DETAILED DESCRIPTION
I. System Overview
[0012] FIG. 1 is a block diagram illustrating a system view of an
audio/video hosting service 100 having an adaptive audio
transcoding system 200. Multiple users/viewers use clients 110A-N
to send audio/video hosting requests to the audio/video hosting
service 100, such as uploading videos with their associated audio
streams to a video hosting website, and receive the requested
services from the audio/video hosting service 100. The audio/video
hosting service 100 communicates with one or more clients 110 via a
network 130. The audio/video hosting service 100 receives the
audio/video hosting service requests from clients 110, transcodes
source audio streams by the adaptive audio transcoding system 200
and returns the transcoded source audio streams to the clients
110.
[0013] Turning to the individual entities illustrated on FIG. 1,
each client 110 is used by a user to request audio/video hosting
services. For example, a user uses a client 110 to send a request
for uploading a video and its associated audio stream for sharing,
or playing a video with its associated audio stream. The client 110
can be any type of computer device, such as a personal computer
(e.g., desktop, notebook, laptop) computer, as well as devices such
as a mobile telephone, personal digital assistant, IP enabled video
player. The client 110 typically includes a processor, a display
device (or output to a display device), a local storage, such as a
hard drive or flash memory device, to which the client 110 stores
data used by the user in performing tasks, and a network interface
for coupling to the system 100 via the network 130.

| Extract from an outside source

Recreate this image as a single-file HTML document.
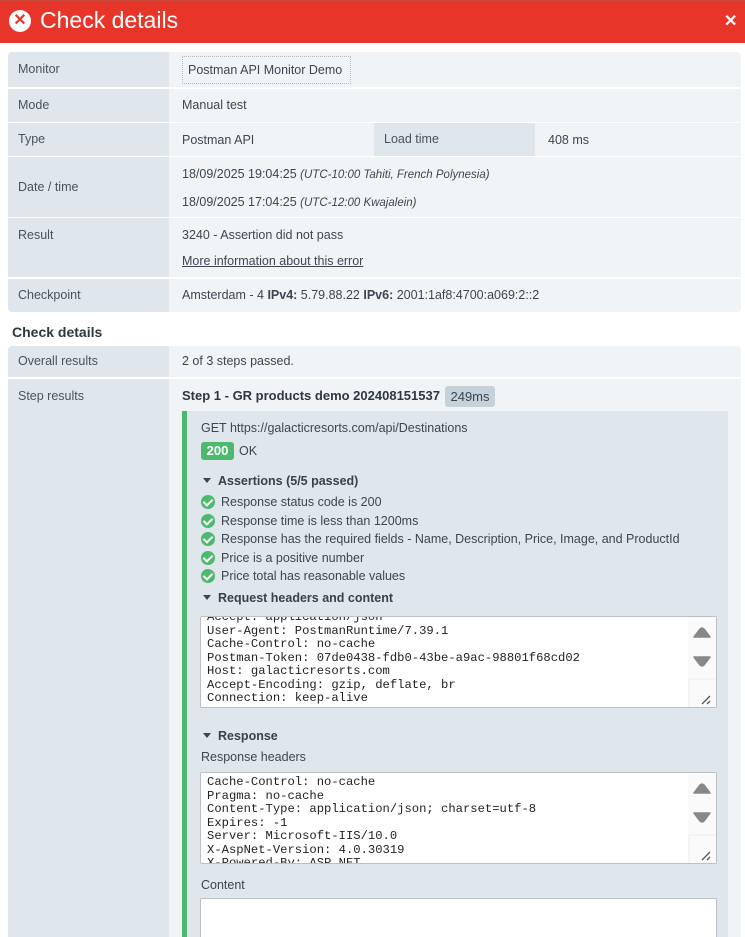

[0014] A client 110 also has an audio/video player 120 (e.g., the
Flash.TM. player from Adobe Systems, Inc., or a proprietary one)
for playing a video stream with its associated audio stream. The
audio/video player 120 may be a standalone application, a plug-in
to another application such as a network browser, or a natively
supported feature of the client's operating system/environment.
Where the client 110 is a general purpose device (e.g., a desktop
computer, mobile phone), the player 120 is typically implemented as
software executed by the computer. Where the client 110 is
dedicated device (e.g., a dedicated audio/video player), the player
120 may be implemented in hardware, or a combination of hardware
and software. All of these implementations are functionally
equivalent in regards to the present invention. The player 120
includes user interface controls (and corresponding application
programming interfaces) for selecting an audio feed, starting,
stopping, and rewinding an audio feed. Also, the player 120 can
include in its user interface an audio channels selection
configured to indicate how many audio channels are used to play
back the audio stream (e.g., a single-channel monophonic sound or a
multi-channel stereophonic sound). Other types of user interface
controls (e.g., buttons, keyboard controls) can be used as well to
control the playback and audio channels selection functionality of
the player 120.
[0015] The network 130 enables communications between the clients
110 and the audio/video hosting service 100. In one embodiment, the
network 130 is the Internet, and uses standardized internetworking
communications technologies and protocols, known now or
subsequently developed that enable the clients 110 to communicate
with the audio/video hosting service 100.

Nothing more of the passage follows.